AB 1344 makes changes to the Elections Code and Government Code concerning city charter elections, employment contracts for local agency executives, new notice requirements for open meetings, and penalties for misuse of public office. The law impacts principal entities and K-12 education agencies. These contracts incorporate the necessary provisions under state law.

Employment contracts for senior management must be approved at a regularly scheduled board meeting. The amendments to the contracts include a one-year extension and a step increase effective July 1, 2020.

Retroactively to July 1, 2020, Superintendent Stephanie Anello will be paid $270,585; Deputy Superintendent Jessica Romero will be paid $250,651; and Associate Superintendent Christine Ibarra will be paid $216,135.

Trustee Ellie Householder, “I was hoping Ms. Romero could explain to us how this is related to what we voted on at the last board meeting.”

“No, it’s not the same. The last one was looking at the ’19-20 school year. This is for the ’20-21 school year,” Romero explained.

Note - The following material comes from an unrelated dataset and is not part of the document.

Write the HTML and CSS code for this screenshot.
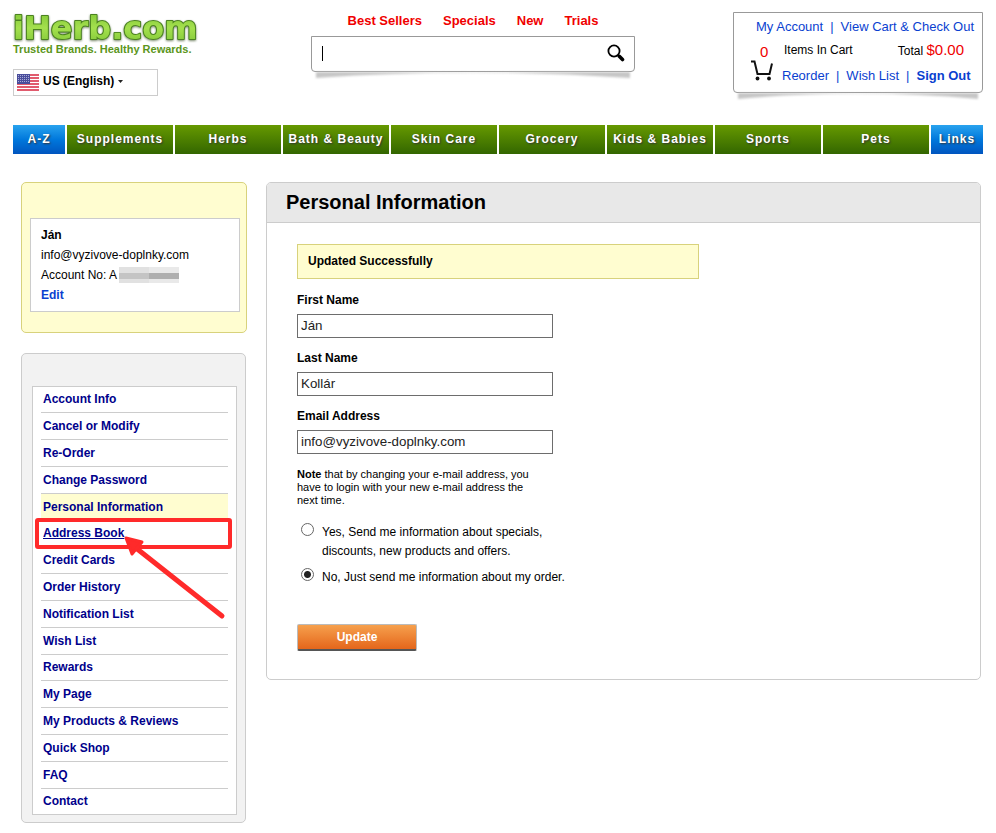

“At the last meeting it was retroactive, although we have the management listed, it’s not saying it’s guaranteed for the next three years. Whoever was in these roles would get this over the next t three years,” Householder said.

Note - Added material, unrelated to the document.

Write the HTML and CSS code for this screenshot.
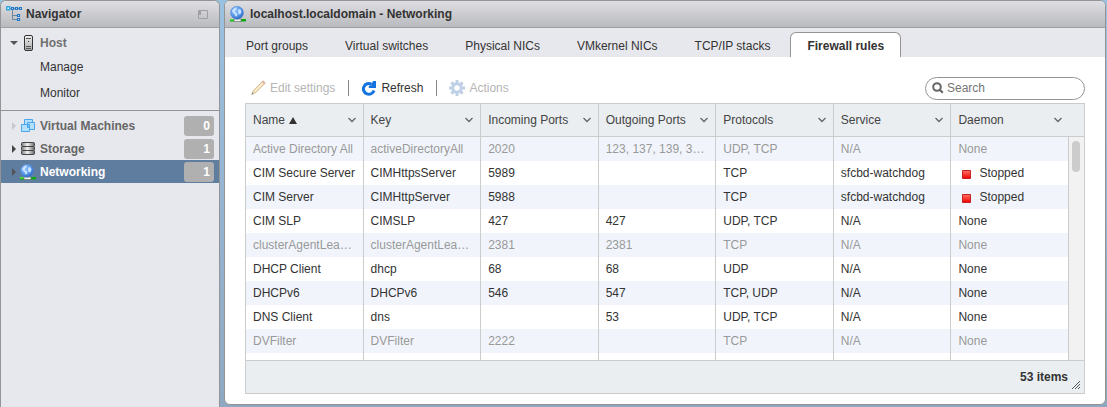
FILE: index.html
```html
<!DOCTYPE html>
<html lang="en">
<head>
<meta charset="utf-8">
<title>localhost.localdomain - Networking</title>
<link rel="stylesheet" href="styles.css">
</head>
<body>
<svg class="defs" aria-hidden="true">
  <defs>
    <linearGradient id="metal" x1="0" x2="1" y1="0" y2="0">
      <stop offset="0" stop-color="#777"/><stop offset=".45" stop-color="#f6f6f6"/><stop offset="1" stop-color="#666"/>
    </linearGradient>
    <linearGradient id="server" x1="0" x2="0" y1="0" y2="1">
      <stop offset="0" stop-color="#f0f0f0"/><stop offset="1" stop-color="#aaa"/>
    </linearGradient>
    <radialGradient id="ocean" cx=".4" cy=".35" r=".65">
      <stop offset="0" stop-color="#86bcfa"/><stop offset=".6" stop-color="#5c9cec"/><stop offset="1" stop-color="#2c68c4"/>
    </radialGradient>
    <linearGradient id="stop-red" x1="0" x2="0" y1="0" y2="1">
      <stop offset="0" stop-color="#ff7468"/><stop offset="1" stop-color="#f00000"/>
    </linearGradient>
    <symbol id="globe" viewBox="0 0 16 16">
      <path d="M0 13h16v2.500H0z" fill="#0cab0c"/><path d="M0 13h4v1.500H0z" fill="#51e043"/>
      <path d="M4 13h7v2.500H4z" fill="#f2f2f2" stroke="#666" stroke-width=".6"/>
      <circle cx="7" cy="6.700" r="6.500" fill="url(#ocean)" stroke="#5a8fd6" stroke-width=".5"/>
      <path d="M2 4.500 4.500 1.800 7 1.500 6.500 3.500 4.800 5 5.500 6.500 7.500 7.500 7 10 5.500 10.500 4.500 8 2.500 6.500zM8.500 3 10.500 3.500 11.500 5.500 10.500 8 9 8.500 8 6z" fill="#d2e8ff" opacity=".9"/>
    </symbol>
    <symbol id="chevron" viewBox="0 0 8 6"><path d="M.5 1 4 4.500 7.500 1" fill="none" stroke="#666" stroke-width="1.300"/></symbol>
    <symbol id="stop" viewBox="0 0 9 9"><path d="M.5.5h8v8h-8z" fill="url(#stop-red)" stroke="#c52222"/></symbol>
  </defs>
</svg>
<div class="app">
  <aside class="panel navigator">
    <header class="panel-head">
      <svg class="icon" viewBox="0 0 16 16" fill="none">
        <path d="M4 2.500h12M6.500 3v10.500h5M6.500 9.500h5" stroke="#6f879f"/>
        <path d="M.7.700h3v3h-3z" fill="#d9f3ff" stroke="#37a9e0" stroke-width="1.400"/>
        <path d="M5.500 1.500h2v2h-2zM9.500 1.500h2v2h-2zM13.500 1.500h2v2h-2zM11.500 8.500h2v2h-2zM11.500 12.500h2v2h-2z" fill="#cfe4fa" stroke="#2878c8" stroke-width="1.200"/>
      </svg>
      <h2>Navigator</h2>
      <button class="collapse" aria-label="Minimize"><svg width="10" height="9" viewBox="0 0 10 9"><path d="M.5.5h9v8h-9z" fill="none" stroke="#a0a0a4"/><path d="M1 1h2v4H1z" fill="#a0a0a4"/></svg></button>
    </header>
    <nav>
      <div class="host-group">
        <a class="node host" href="#"><svg class="twist" viewBox="0 0 8 8"><path d="M0 2h8L4 6z" fill="#555"/></svg>
          <svg class="icon" viewBox="0 0 16 16"><rect x="4.500" y=".5" width="8" height="15" rx="1.500" fill="url(#server)" stroke="#333"/><path d="M6 3.500h5M6 11.500h5M6 13.500h5" stroke="#555"/><path d="M8 6h1v1H8z" fill="#333"/></svg>
          <span>Host</span></a>
        <a class="leaf" href="#">Manage</a>
        <a class="leaf" href="#">Monitor</a>
      </div>
      <a class="node" href="#"><svg class="twist" viewBox="0 0 8 8"><path d="M2 0v8l4-4z" fill="#c9c9cc"/></svg>
        <svg class="icon" viewBox="0 0 16 16" fill="#b4e0ff" stroke="#49a5ec"><path d="M4.500 1.500h8v8h-8z"/><path d="M7.500 4.500h7v7h-7z"/><path d="M1.500 6.500h8v7h-8z"/><path d="M7.500 6.500h2v3h-2z" fill="#6fbcf5"/></svg>
        <span>Virtual Machines</span><b class="count">0</b></a>
      <a class="node" href="#"><svg class="twist" viewBox="0 0 8 8"><path d="M2 0v8l4-4z" fill="#444"/></svg>
        <svg class="icon" viewBox="0 0 16 16" fill="url(#metal)" stroke="#444"><rect x="1.500" y="1.500" width="13" height="4" rx="1"/><rect x="1.500" y="5.500" width="13" height="4" rx="1"/><rect x="1.500" y="9.500" width="13" height="4" rx="1"/></svg>
        <span>Storage</span><b class="count">1</b></a>
      <a class="node selected" href="#" aria-current="page"><svg class="twist" viewBox="0 0 8 8"><path d="M2 0v8l4-4z" fill="#555"/></svg>
        <svg class="icon"><use href="#globe"/></svg>
        <span>Networking</span><b class="count">1</b></a>
    </nav>
  </aside>

  <main class="panel content">
    <header class="panel-head">
      <svg class="icon"><use href="#globe"/></svg>
      <h1>localhost.localdomain - Networking</h1>
    </header>
    <div class="tabs" role="tablist">
      <button role="tab">Port groups</button>
      <button role="tab">Virtual switches</button>
      <button role="tab">Physical NICs</button>
      <button role="tab">VMkernel NICs</button>
      <button role="tab">TCP/IP stacks</button>
      <button role="tab" aria-selected="true" class="active">Firewall rules</button>
    </div>
    <section class="view">
      <div class="toolbar">
        <button disabled><svg class="icon" viewBox="0 0 16 16"><path d="M2 14 3.200 10.700 12.200 1.700l2.200 2.200L5.400 12.900z" fill="#f4dfb8" stroke="#c9b083" stroke-width=".8"/><path d="M12.200 1.700 13.200.8l2.100 2.100-.9 1z" fill="#f0b7b0" stroke="#cf9d99" stroke-width=".6"/><path d="M4.500 11.500 13 3" stroke="#fff6df"/><path d="M1.300 14.800 2.200 12.500l1.400 1.400z" fill="#888"/></svg>Edit settings</button>
        <button class="enabled"><svg class="icon" viewBox="0 0 16 16"><path d="M13 10.500A5.400 5.400 0 1 1 10.500 4.200" fill="none" stroke="#1474df" stroke-width="3"/><path d="M12 1h3v7H7.800V5.500H10z" fill="#1474df"/></svg>Refresh</button>
        <button disabled><svg class="icon" viewBox="0 0 16 16"><g stroke="#bfd1e6" stroke-width="3"><path d="M8 0v16M0 8h16M2.400 2.400l11.200 11.200M13.600 2.400 2.400 13.600"/></g><circle cx="8" cy="8" r="5.800" fill="#bfd1e6"/><circle cx="8" cy="8" r="2.700" fill="#fff"/></svg>Actions</button>
        <label class="search"><svg width="12" height="12" viewBox="0 0 12 12"><circle cx="5" cy="5" r="3.800" fill="none" stroke="#666" stroke-width="2"/><path d="m7.800 7.800 3 3" stroke="#666" stroke-width="2.200"/></svg><input type="search" placeholder="Search" aria-label="Search"></label>
      </div>
      <div class="grid">
        <table>
          <colgroup><col><col><col><col><col><col><col><col class="scroll-col"></colgroup>
          <thead><tr>
            <th><div>Name <svg class="sort" viewBox="0 0 8 7"><path d="M4 0 8 7H0z"/></svg><svg class="chevron"><use href="#chevron"/></svg></div></th>
            <th><div>Key<svg class="chevron"><use href="#chevron"/></svg></div></th>
            <th><div>Incoming Ports<svg class="chevron"><use href="#chevron"/></svg></div></th>
            <th><div>Outgoing Ports<svg class="chevron"><use href="#chevron"/></svg></div></th>
            <th><div>Protocols<svg class="chevron"><use href="#chevron"/></svg></div></th>
            <th><div>Service<svg class="chevron"><use href="#chevron"/></svg></div></th>
            <th class="last"><div>Daemon<svg class="chevron"><use href="#chevron"/></svg></div></th>
            <th class="last"></th>
          </tr></thead>
          <tbody>
            <tr class="off"><td>Active Directory All</td><td>activeDirectoryAll</td><td>2020</td><td>123, 137, 139, 3…</td><td>UDP, TCP</td><td>N/A</td><td>None</td><td class="track" rowspan="10"><div class="thumb"></div></td></tr>
            <tr><td>CIM Secure Server</td><td>CIMHttpsServer</td><td>5989</td><td></td><td>TCP</td><td>sfcbd-watchdog</td><td><svg class="stop"><use href="#stop"/></svg>Stopped</td></tr>
            <tr><td>CIM Server</td><td>CIMHttpServer</td><td>5988</td><td></td><td>TCP</td><td>sfcbd-watchdog</td><td><svg class="stop"><use href="#stop"/></svg>Stopped</td></tr>
            <tr><td>CIM SLP</td><td>CIMSLP</td><td>427</td><td>427</td><td>UDP, TCP</td><td>N/A</td><td>None</td></tr>
            <tr class="off"><td>clusterAgentLea…</td><td>clusterAgentLea…</td><td>2381</td><td>2381</td><td>TCP</td><td>N/A</td><td>None</td></tr>
            <tr><td>DHCP Client</td><td>dhcp</td><td>68</td><td>68</td><td>UDP</td><td>N/A</td><td>None</td></tr>
            <tr><td>DHCPv6</td><td>DHCPv6</td><td>546</td><td>547</td><td>TCP, UDP</td><td>N/A</td><td>None</td></tr>
            <tr><td>DNS Client</td><td>dns</td><td></td><td>53</td><td>UDP, TCP</td><td>N/A</td><td>None</td></tr>
            <tr class="off"><td>DVFilter</td><td>DVFilter</td><td>2222</td><td></td><td>TCP</td><td>N/A</td><td>None</td></tr>
            <tr class="partial"><td></td><td></td><td></td><td></td><td></td><td></td><td></td></tr>
          </tbody>
        </table>
        <footer><span>53 items</span><svg width="8" height="8" viewBox="0 0 8 8"><path d="M0 8 8 0M3 8l5-5M6 8l2-2" stroke="#555"/></svg></footer>
      </div>
    </section>
  </main>
</div>
</body>
</html>
```
FILE: styles.css
```css
* { box-sizing: border-box; }
body {
  margin: 0;
  font: 12px/16px "Liberation Sans", Arial, sans-serif;
  color: #333;
  background: linear-gradient(#9bc1e1, #8fa8c2);
}
button, input { font: inherit; color: inherit; }
button { border: 0; background: none; padding: 0; }
a { color: inherit; text-decoration: none; }
.defs { position: absolute; width: 0; height: 0; }
.app { display: flex; gap: 4px; min-height: 100vh; padding-right: 1px; }
.icon { width: 16px; height: 16px; flex: none; }

.panel { border: 1px solid #949494; border-radius: 6px 6px 0 0; overflow: hidden; background: #e7e8ed; }
.navigator { flex: 0 0 220px; border-bottom: 0; }
.content { flex: 1; min-width: 0; margin-bottom: 2px; border-radius: 6px; background: #fff; display: flex; flex-direction: column; }
.panel-head {
  display: flex; align-items: center; gap: 4px;
  height: 27px; padding: 0 11px 0 5px;
  background: linear-gradient(#dfdfe3, #b9babe);
  border-bottom: 1px solid #a0a0a0;
}
.panel-head h1, .panel-head h2 { margin: 0; font-size: 12px; line-height: 16px; }
.collapse { margin-left: auto; display: flex; }

.host-group { padding: 4px 0; margin-bottom: 3px; border-bottom: 1px solid #949494; }
.node {
  display: flex; align-items: center;
  height: 23px; padding: 0 5px 0 9px;
  color: #666; font-weight: bold;
}
.twist { width: 8px; height: 8px; margin-right: 2px; }
.node .icon { margin-right: 4px; }
.leaf { display: block; padding: 5px 0 5px 39px; }
.host { height: 22px; color: #707070; }
.count {
  margin-left: auto; width: 30px; height: 20px; padding-right: 4px;
  border-radius: 3px; background: #b0b0b0; color: #fff;
  text-align: right; line-height: 20px;
}
.selected { background: #5f7d9f; color: #fff; }

.tabs { display: flex; gap: 3px; padding: 4px 0 0 4px; background: #e7e8ed; }
.tabs button { height: 25px; padding: 2px 16px 0; border: 1px solid transparent; border-bottom: 0; border-radius: 6px 6px 0 0; }
.tabs .active { border-color: #949494; background: #fff; font-weight: bold; }

.view { flex: 1; padding: 20px 20px 10px; display: flex; flex-direction: column; }
.toolbar { display: flex; align-items: center; height: 22px; margin-bottom: 4px; padding-left: 5px; }
.toolbar button { display: flex; align-items: center; gap: 4px; color: #b5b5b5; }
.toolbar button + button { border-left: 1px solid #888; margin-left: 13px; padding-left: 12px; }
.toolbar .enabled { color: #333; }
.search {
  display: flex; align-items: center; gap: 3px;
  width: 160px; height: 23px; margin-left: auto; padding: 0 8px 0 6px;
  border: 1px solid #949494; border-radius: 12px;
}
.search input { flex: 1; min-width: 0; padding: 0; border: 0; outline: 0; background: none; }
.search input::placeholder { color: #757575; }

.grid { border: 1px solid #ccc; }
table { width: 100%; table-layout: fixed; border-collapse: separate; border-spacing: 0; }
.scroll-col { width: 15px; }
th, td { padding: 0 7px; text-align: left; white-space: nowrap; overflow: hidden; border-right: 1px solid #ccc; }
td { height: 24px; text-overflow: ellipsis; }
th { height: 33px; background: #eaeef1; border-bottom: 1px solid #ccc; color: #444; font-weight: normal; }
th div { display: flex; align-items: center; gap: 4px; }
th.last { border-right: 0; }
tbody tr:nth-child(odd) { background: #f1f5fb; }
tbody tr:nth-child(even) { background: #fff; }
.off { color: #999; }
.partial td { height: 7px; }
.sort { width: 8px; height: 7px; fill: #333; }
.chevron { width: 8px; height: 6px; margin-left: auto; }
.stop { width: 9px; height: 9px; margin: 0 8px 0 4px; vertical-align: -2px; }
.track { padding: 4px 3px; vertical-align: top; background: #f2f2f2; border-right: 0; }
.thumb { width: 8px; height: 31px; border-radius: 4px; background: #ccc; }
footer { display: flex; align-items: center; height: 33px; padding: 0 4px 0 0; border-top: 1px solid #ccc; background: #eaeef1; font-weight: bold; }
footer span { margin-left: auto; }
footer svg { margin: 16px 0 0 4px; }
```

“No. The three of us were not at the top step and this takes into account our years of service,” Romero shared. “Your step is generally based on the amount of years with the district.”

“How does this compare with similar positions in neighboring districts?” Householder then asked.

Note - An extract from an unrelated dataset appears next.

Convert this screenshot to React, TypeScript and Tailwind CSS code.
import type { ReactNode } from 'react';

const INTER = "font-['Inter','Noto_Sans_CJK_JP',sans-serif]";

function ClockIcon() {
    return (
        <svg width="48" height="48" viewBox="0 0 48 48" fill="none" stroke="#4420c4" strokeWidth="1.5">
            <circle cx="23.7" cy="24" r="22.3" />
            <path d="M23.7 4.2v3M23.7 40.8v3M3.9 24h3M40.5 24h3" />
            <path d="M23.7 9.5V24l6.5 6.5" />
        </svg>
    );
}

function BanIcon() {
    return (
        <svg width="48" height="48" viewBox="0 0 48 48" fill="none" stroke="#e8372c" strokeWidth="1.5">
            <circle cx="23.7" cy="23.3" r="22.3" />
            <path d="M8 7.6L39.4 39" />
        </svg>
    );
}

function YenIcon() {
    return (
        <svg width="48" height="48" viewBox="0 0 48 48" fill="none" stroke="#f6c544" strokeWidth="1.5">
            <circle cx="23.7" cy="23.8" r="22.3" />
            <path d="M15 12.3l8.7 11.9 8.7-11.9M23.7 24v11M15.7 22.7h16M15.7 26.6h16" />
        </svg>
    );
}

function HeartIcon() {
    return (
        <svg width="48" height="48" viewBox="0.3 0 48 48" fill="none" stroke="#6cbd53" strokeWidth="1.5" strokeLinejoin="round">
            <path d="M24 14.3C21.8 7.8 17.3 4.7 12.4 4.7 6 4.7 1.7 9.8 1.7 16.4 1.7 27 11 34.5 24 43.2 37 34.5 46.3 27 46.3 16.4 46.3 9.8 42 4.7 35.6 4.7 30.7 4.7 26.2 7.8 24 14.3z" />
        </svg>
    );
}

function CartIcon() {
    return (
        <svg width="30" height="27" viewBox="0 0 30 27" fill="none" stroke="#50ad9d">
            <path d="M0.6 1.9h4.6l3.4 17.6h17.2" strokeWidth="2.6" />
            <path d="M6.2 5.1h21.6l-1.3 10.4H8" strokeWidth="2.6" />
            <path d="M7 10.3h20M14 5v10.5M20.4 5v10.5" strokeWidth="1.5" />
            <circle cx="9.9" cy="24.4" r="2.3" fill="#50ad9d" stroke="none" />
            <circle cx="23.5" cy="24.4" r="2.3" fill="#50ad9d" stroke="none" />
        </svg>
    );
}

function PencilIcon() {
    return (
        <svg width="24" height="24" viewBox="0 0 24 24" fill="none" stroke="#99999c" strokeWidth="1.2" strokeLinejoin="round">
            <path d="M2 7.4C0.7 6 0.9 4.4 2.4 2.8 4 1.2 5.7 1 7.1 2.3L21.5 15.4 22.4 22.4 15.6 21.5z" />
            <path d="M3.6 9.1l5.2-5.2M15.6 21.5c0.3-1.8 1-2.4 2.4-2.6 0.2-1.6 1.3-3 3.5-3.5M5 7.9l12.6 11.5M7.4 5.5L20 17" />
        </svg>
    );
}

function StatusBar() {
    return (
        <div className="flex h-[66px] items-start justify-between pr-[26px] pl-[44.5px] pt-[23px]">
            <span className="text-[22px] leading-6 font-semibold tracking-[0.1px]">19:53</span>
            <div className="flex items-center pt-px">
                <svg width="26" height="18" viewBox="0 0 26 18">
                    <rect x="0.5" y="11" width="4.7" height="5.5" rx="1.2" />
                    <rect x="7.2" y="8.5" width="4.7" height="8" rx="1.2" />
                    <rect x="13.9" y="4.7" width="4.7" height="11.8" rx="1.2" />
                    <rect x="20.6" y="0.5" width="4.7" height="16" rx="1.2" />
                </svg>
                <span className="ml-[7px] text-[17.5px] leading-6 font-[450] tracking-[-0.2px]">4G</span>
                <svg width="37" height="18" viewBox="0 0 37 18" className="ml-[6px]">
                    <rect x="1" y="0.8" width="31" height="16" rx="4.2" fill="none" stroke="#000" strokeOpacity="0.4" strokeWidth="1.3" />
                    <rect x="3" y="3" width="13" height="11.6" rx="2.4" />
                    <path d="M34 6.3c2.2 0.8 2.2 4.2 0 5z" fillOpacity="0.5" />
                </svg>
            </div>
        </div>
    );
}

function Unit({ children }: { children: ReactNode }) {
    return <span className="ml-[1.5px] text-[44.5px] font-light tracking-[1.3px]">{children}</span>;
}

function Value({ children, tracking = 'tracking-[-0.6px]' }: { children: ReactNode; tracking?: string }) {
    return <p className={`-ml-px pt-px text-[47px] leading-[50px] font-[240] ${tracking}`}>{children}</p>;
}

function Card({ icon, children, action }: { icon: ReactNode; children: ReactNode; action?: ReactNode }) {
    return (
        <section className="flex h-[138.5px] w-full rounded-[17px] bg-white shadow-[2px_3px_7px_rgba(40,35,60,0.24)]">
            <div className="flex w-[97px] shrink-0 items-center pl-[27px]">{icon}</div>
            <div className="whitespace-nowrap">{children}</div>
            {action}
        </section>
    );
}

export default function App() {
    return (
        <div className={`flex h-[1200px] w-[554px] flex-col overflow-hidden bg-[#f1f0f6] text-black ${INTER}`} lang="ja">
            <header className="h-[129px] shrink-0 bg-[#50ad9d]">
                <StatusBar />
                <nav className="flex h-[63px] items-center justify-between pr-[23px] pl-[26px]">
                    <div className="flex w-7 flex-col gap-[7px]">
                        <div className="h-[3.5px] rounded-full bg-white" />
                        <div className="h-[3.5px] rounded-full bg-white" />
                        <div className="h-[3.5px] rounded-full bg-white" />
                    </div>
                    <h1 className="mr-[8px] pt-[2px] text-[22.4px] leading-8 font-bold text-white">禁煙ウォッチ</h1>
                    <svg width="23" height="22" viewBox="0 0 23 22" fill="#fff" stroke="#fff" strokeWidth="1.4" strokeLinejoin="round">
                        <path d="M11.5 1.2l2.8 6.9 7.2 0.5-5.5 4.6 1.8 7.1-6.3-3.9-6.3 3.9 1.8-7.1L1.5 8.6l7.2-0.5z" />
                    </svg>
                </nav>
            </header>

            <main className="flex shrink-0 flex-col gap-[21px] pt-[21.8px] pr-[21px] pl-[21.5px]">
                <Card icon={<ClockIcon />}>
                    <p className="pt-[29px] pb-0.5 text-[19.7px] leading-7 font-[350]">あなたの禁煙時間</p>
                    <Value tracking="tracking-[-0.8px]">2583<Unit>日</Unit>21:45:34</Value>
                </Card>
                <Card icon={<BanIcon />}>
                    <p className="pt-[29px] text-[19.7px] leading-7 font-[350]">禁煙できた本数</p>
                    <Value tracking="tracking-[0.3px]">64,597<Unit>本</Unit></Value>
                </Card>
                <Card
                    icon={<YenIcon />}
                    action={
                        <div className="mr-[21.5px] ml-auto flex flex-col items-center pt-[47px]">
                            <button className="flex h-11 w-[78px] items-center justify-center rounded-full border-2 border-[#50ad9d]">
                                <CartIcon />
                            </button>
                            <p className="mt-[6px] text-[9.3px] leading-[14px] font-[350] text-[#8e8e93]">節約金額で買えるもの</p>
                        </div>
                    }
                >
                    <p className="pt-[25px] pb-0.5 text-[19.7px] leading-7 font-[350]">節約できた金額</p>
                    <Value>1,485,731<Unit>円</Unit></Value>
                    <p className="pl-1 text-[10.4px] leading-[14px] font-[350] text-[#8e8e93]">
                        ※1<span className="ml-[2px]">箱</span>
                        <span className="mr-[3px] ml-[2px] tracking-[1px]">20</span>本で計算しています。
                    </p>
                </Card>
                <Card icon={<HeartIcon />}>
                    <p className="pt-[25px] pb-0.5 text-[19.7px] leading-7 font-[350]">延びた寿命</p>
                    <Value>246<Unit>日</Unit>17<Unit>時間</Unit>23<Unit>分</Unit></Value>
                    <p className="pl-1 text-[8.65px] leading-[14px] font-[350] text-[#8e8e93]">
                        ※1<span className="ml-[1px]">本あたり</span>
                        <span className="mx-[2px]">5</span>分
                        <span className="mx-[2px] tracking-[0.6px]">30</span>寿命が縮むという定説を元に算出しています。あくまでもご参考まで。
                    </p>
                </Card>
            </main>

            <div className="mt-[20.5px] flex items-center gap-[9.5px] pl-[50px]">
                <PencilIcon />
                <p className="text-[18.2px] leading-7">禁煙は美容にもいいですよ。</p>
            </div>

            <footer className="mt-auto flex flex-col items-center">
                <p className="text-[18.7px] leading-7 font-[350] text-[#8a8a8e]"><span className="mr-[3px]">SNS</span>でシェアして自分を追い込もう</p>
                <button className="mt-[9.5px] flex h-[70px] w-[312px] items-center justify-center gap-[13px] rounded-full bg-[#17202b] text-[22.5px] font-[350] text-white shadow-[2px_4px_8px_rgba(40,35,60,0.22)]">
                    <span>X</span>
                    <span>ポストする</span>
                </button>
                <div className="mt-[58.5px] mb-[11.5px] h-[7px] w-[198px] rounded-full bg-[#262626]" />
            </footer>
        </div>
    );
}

“I think you’ll find it’s in the ballpark of neighboring districts,” said Romero.

“Were these calculations taken into consideration in the budget revise we looked at?” Householder asked. “I’m just concerned about our longevity over the next three years.”

“It was taken into consideration when we looked at the budget,” said Romero. “We calculate a 1% increase across the board for all employees.”

“I will be saying ‘no’ on this…I’m just worried about us being able to afford it. It’s nothing personal. I just don’t think we can afford it,” Householder said.

Trustee Crystal Sawyer-White spoke on the matter next, saying, “I echo Trustee Householder. I review other districts. Parents are unemployed. To extend this contract out until 20-23 we can’t predict the future. Why we can’t take into account the new

“Each year on July 1st, our right to a step increase

“Yes, but we’re in a pandemic, and other districts are required to present a performance review which we haven’t done for the past two years or so,” Sawyer-White said. “I will be voting ‘no’, too. This is not appropriate use of state funds.”

“If you’re going to use that argument, we could use it for every…employee,” said Trustee Gary Hack. “There is precedence on this. It’s brought to us every year. It’s been an agreement for a long time.”

“I’d have to disagree. Classified and certificated employees are not making six-figure incomes,” Sawyer-White responded.

Hack moved approval and Trustee Mary Rocha seconded the motion.

It passed 3-2 with Board President Diane Gibson-Gray voting along with Hack and Rocha.